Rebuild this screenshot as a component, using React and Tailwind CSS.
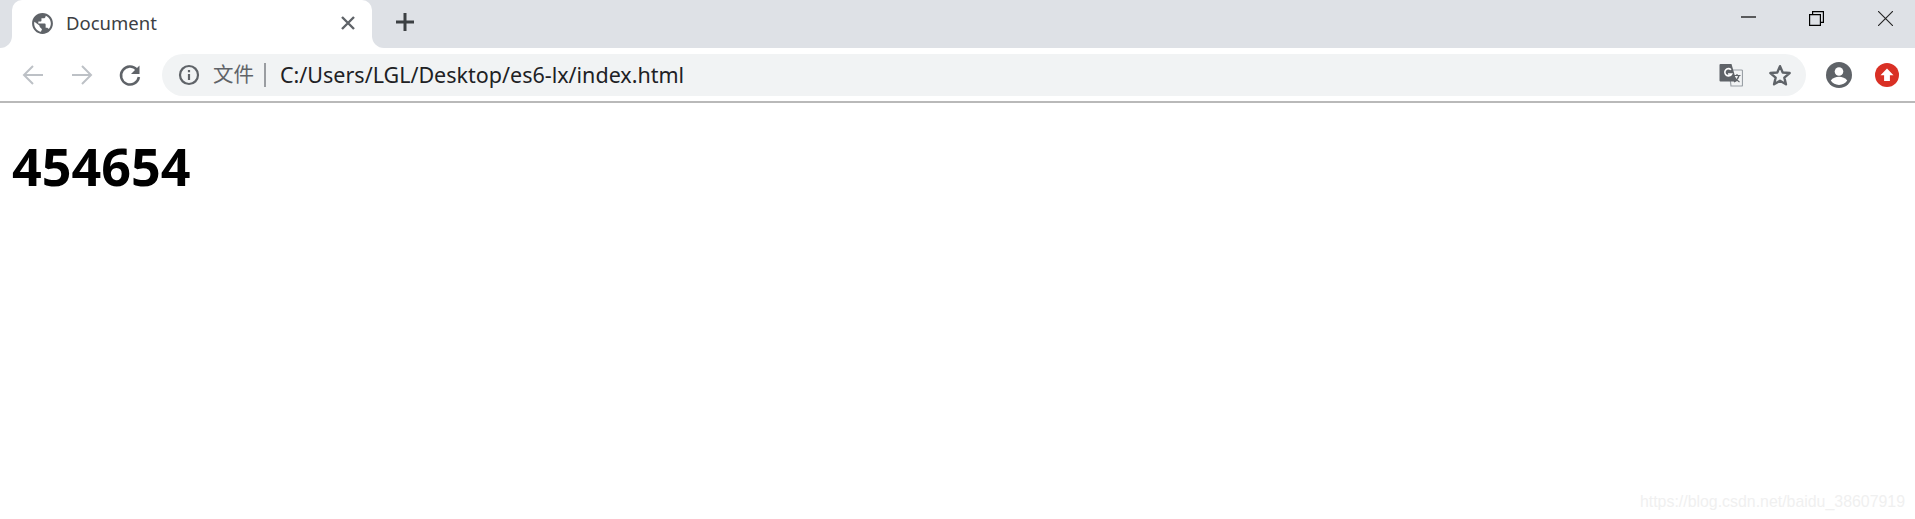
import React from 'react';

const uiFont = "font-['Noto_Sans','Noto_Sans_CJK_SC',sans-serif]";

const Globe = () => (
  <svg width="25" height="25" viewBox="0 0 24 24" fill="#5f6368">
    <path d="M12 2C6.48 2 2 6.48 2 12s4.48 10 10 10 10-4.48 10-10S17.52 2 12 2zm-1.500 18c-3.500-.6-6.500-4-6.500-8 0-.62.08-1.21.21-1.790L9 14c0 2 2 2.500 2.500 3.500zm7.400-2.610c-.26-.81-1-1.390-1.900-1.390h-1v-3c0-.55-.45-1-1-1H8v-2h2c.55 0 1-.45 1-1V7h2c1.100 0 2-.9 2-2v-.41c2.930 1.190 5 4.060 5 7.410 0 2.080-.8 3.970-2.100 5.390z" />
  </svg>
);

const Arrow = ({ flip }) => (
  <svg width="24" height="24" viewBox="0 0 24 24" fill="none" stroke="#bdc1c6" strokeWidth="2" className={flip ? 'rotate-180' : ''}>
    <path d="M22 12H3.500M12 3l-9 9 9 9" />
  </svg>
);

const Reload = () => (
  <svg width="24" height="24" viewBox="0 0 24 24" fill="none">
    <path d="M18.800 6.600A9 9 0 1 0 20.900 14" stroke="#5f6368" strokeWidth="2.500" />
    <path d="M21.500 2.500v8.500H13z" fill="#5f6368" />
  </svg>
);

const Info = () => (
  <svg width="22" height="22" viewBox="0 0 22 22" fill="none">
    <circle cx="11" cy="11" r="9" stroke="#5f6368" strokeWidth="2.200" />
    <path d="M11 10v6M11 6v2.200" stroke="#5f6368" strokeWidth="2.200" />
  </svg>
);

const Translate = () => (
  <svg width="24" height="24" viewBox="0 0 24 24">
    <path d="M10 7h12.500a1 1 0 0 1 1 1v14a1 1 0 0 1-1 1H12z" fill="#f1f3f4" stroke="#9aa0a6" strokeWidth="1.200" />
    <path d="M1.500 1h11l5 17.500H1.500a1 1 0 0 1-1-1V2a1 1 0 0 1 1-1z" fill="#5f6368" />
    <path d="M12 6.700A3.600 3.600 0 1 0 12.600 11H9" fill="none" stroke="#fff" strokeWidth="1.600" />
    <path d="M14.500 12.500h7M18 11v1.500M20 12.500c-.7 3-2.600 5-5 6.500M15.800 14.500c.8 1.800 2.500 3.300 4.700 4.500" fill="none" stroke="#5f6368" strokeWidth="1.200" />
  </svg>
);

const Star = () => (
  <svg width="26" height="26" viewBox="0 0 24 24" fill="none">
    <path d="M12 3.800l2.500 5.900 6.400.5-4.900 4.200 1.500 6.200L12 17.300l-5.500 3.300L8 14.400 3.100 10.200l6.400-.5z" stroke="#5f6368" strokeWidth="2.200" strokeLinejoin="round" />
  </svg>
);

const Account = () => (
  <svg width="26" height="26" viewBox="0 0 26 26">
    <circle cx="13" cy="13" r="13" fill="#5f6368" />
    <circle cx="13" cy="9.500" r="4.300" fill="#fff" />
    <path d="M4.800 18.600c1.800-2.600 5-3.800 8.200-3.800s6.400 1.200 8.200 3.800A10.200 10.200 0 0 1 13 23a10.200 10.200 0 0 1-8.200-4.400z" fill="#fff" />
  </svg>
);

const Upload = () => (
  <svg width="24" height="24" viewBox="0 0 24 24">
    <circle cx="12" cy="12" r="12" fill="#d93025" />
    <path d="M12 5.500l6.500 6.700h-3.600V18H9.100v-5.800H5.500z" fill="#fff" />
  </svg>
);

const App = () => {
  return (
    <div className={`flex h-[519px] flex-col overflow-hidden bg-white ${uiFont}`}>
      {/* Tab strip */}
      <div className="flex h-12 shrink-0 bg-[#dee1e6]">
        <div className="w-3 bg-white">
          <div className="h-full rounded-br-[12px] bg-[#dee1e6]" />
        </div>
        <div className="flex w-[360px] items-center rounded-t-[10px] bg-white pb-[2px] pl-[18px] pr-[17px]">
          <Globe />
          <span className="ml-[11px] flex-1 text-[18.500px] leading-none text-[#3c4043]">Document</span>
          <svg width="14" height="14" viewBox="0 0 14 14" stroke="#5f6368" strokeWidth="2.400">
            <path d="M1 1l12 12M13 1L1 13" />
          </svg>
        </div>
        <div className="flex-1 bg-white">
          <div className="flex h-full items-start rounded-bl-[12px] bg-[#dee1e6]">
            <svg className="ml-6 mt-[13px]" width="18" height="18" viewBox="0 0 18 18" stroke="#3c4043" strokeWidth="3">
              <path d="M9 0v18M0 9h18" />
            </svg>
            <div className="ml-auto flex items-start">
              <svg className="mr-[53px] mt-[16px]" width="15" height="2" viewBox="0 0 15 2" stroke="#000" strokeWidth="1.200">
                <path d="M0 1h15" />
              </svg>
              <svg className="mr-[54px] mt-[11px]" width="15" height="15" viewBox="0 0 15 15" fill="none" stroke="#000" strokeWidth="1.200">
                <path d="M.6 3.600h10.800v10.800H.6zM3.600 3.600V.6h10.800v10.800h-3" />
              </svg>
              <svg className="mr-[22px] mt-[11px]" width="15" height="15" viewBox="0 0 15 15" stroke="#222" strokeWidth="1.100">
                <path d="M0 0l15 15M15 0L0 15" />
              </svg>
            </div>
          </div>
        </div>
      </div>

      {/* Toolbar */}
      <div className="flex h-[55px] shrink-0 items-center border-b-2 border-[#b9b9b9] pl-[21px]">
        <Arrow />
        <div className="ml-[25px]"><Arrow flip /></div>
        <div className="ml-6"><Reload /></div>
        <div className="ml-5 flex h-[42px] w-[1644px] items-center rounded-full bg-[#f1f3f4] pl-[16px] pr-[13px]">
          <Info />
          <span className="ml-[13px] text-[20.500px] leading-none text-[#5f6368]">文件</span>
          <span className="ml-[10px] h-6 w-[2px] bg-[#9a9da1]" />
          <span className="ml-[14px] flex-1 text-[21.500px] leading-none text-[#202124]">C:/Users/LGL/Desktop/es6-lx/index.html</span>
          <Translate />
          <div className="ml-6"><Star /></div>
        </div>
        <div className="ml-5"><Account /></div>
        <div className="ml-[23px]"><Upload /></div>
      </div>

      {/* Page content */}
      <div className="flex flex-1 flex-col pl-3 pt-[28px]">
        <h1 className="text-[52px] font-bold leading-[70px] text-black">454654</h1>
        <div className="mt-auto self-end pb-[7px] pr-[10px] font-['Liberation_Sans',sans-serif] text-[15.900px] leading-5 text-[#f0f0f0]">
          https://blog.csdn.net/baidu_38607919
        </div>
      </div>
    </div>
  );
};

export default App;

EXERCISE AIM:
Repeat the data exactly, dropping every picture it holds.

SOLUTION TO THIS PROBLEM:
Rebuild this screenshot as a component, using React and Tailwind CSS.
import React from 'react';

const uiFont = "font-['Noto_Sans','Noto_Sans_CJK_SC',sans-serif]";

const Globe = () => (
  <svg width="25" height="25" viewBox="0 0 24 24" fill="#5f6368">
    <path d="M12 2C6.48 2 2 6.48 2 12s4.48 10 10 10 10-4.48 10-10S17.52 2 12 2zm-1.500 18c-3.500-.6-6.500-4-6.500-8 0-.62.08-1.21.21-1.790L9 14c0 2 2 2.500 2.500 3.500zm7.400-2.610c-.26-.81-1-1.390-1.900-1.390h-1v-3c0-.55-.45-1-1-1H8v-2h2c.55 0 1-.45 1-1V7h2c1.100 0 2-.9 2-2v-.41c2.930 1.190 5 4.060 5 7.410 0 2.080-.8 3.970-2.100 5.390z" />
  </svg>
);

const Arrow = ({ flip }) => (
  <svg width="24" height="24" viewBox="0 0 24 24" fill="none" stroke="#bdc1c6" strokeWidth="2" className={flip ? 'rotate-180' : ''}>
    <path d="M22 12H3.500M12 3l-9 9 9 9" />
  </svg>
);

const Reload = () => (
  <svg width="24" height="24" viewBox="0 0 24 24" fill="none">
    <path d="M18.800 6.600A9 9 0 1 0 20.900 14" stroke="#5f6368" strokeWidth="2.500" />
    <path d="M21.500 2.500v8.500H13z" fill="#5f6368" />
  </svg>
);

const Info = () => (
  <svg width="22" height="22" viewBox="0 0 22 22" fill="none">
    <circle cx="11" cy="11" r="9" stroke="#5f6368" strokeWidth="2.200" />
    <path d="M11 10v6M11 6v2.200" stroke="#5f6368" strokeWidth="2.200" />
  </svg>
);

const Translate = () => (
  <svg width="24" height="24" viewBox="0 0 24 24">
    <path d="M10 7h12.500a1 1 0 0 1 1 1v14a1 1 0 0 1-1 1H12z" fill="#f1f3f4" stroke="#9aa0a6" strokeWidth="1.200" />
    <path d="M1.500 1h11l5 17.500H1.500a1 1 0 0 1-1-1V2a1 1 0 0 1 1-1z" fill="#5f6368" />
    <path d="M12 6.700A3.600 3.600 0 1 0 12.600 11H9" fill="none" stroke="#fff" strokeWidth="1.600" />
    <path d="M14.500 12.500h7M18 11v1.500M20 12.500c-.7 3-2.600 5-5 6.500M15.800 14.500c.8 1.800 2.500 3.300 4.700 4.500" fill="none" stroke="#5f6368" strokeWidth="1.200" />
  </svg>
);

const Star = () => (
  <svg width="26" height="26" viewBox="0 0 24 24" fill="none">
    <path d="M12 3.800l2.500 5.900 6.400.5-4.900 4.200 1.500 6.200L12 17.300l-5.500 3.300L8 14.400 3.100 10.200l6.400-.5z" stroke="#5f6368" strokeWidth="2.200" strokeLinejoin="round" />
  </svg>
);

const Account = () => (
  <svg width="26" height="26" viewBox="0 0 26 26">
    <circle cx="13" cy="13" r="13" fill="#5f6368" />
    <circle cx="13" cy="9.500" r="4.300" fill="#fff" />
    <path d="M4.800 18.600c1.800-2.600 5-3.800 8.200-3.800s6.400 1.200 8.200 3.800A10.200 10.200 0 0 1 13 23a10.200 10.200 0 0 1-8.200-4.400z" fill="#fff" />
  </svg>
);

const Upload = () => (
  <svg width="24" height="24" viewBox="0 0 24 24">
    <circle cx="12" cy="12" r="12" fill="#d93025" />
    <path d="M12 5.500l6.500 6.700h-3.600V18H9.100v-5.800H5.500z" fill="#fff" />
  </svg>
);

const App = () => {
  return (
    <div className={`flex h-[519px] flex-col overflow-hidden bg-white ${uiFont}`}>
      {/* Tab strip */}
      <div className="flex h-12 shrink-0 bg-[#dee1e6]">
        <div className="w-3 bg-white">
          <div className="h-full rounded-br-[12px] bg-[#dee1e6]" />
        </div>
        <div className="flex w-[360px] items-center rounded-t-[10px] bg-white pb-[2px] pl-[18px] pr-[17px]">
          <Globe />
          <span className="ml-[11px] flex-1 text-[18.500px] leading-none text-[#3c4043]">Document</span>
          <svg width="14" height="14" viewBox="0 0 14 14" stroke="#5f6368" strokeWidth="2.400">
            <path d="M1 1l12 12M13 1L1 13" />
          </svg>
        </div>
        <div className="flex-1 bg-white">
          <div className="flex h-full items-start rounded-bl-[12px] bg-[#dee1e6]">
            <svg className="ml-6 mt-[13px]" width="18" height="18" viewBox="0 0 18 18" stroke="#3c4043" strokeWidth="3">
              <path d="M9 0v18M0 9h18" />
            </svg>
            <div className="ml-auto flex items-start">
              <svg className="mr-[53px] mt-[16px]" width="15" height="2" viewBox="0 0 15 2" stroke="#000" strokeWidth="1.200">
                <path d="M0 1h15" />
              </svg>
              <svg className="mr-[54px] mt-[11px]" width="15" height="15" viewBox="0 0 15 15" fill="none" stroke="#000" strokeWidth="1.200">
                <path d="M.6 3.600h10.800v10.800H.6zM3.600 3.600V.6h10.800v10.800h-3" />
              </svg>
              <svg className="mr-[22px] mt-[11px]" width="15" height="15" viewBox="0 0 15 15" stroke="#222" strokeWidth="1.100">
                <path d="M0 0l15 15M15 0L0 15" />
              </svg>
            </div>
          </div>
        </div>
      </div>

      {/* Toolbar */}
      <div className="flex h-[55px] shrink-0 items-center border-b-2 border-[#b9b9b9] pl-[21px]">
        <Arrow />
        <div className="ml-[25px]"><Arrow flip /></div>
        <div className="ml-6"><Reload /></div>
        <div className="ml-5 flex h-[42px] w-[1644px] items-center rounded-full bg-[#f1f3f4] pl-[16px] pr-[13px]">
          <Info />
          <span className="ml-[13px] text-[20.500px] leading-none text-[#5f6368]">文件</span>
          <span className="ml-[10px] h-6 w-[2px] bg-[#9a9da1]" />
          <span className="ml-[14px] flex-1 text-[21.500px] leading-none text-[#202124]">C:/Users/LGL/Desktop/es6-lx/index.html</span>
          <Translate />
          <div className="ml-6"><Star /></div>
        </div>
        <div className="ml-5"><Account /></div>
        <div className="ml-[23px]"><Upload /></div>
      </div>

      {/* Page content */}
      <div className="flex flex-1 flex-col pl-3 pt-[28px]">
        <h1 className="text-[52px] font-bold leading-[70px] text-black">454654</h1>
        <div className="mt-auto self-end pb-[7px] pr-[10px] font-['Liberation_Sans',sans-serif] text-[15.900px] leading-5 text-[#f0f0f0]">
          https://blog.csdn.net/baidu_38607919
        </div>
      </div>
    </div>
  );
};

export default App;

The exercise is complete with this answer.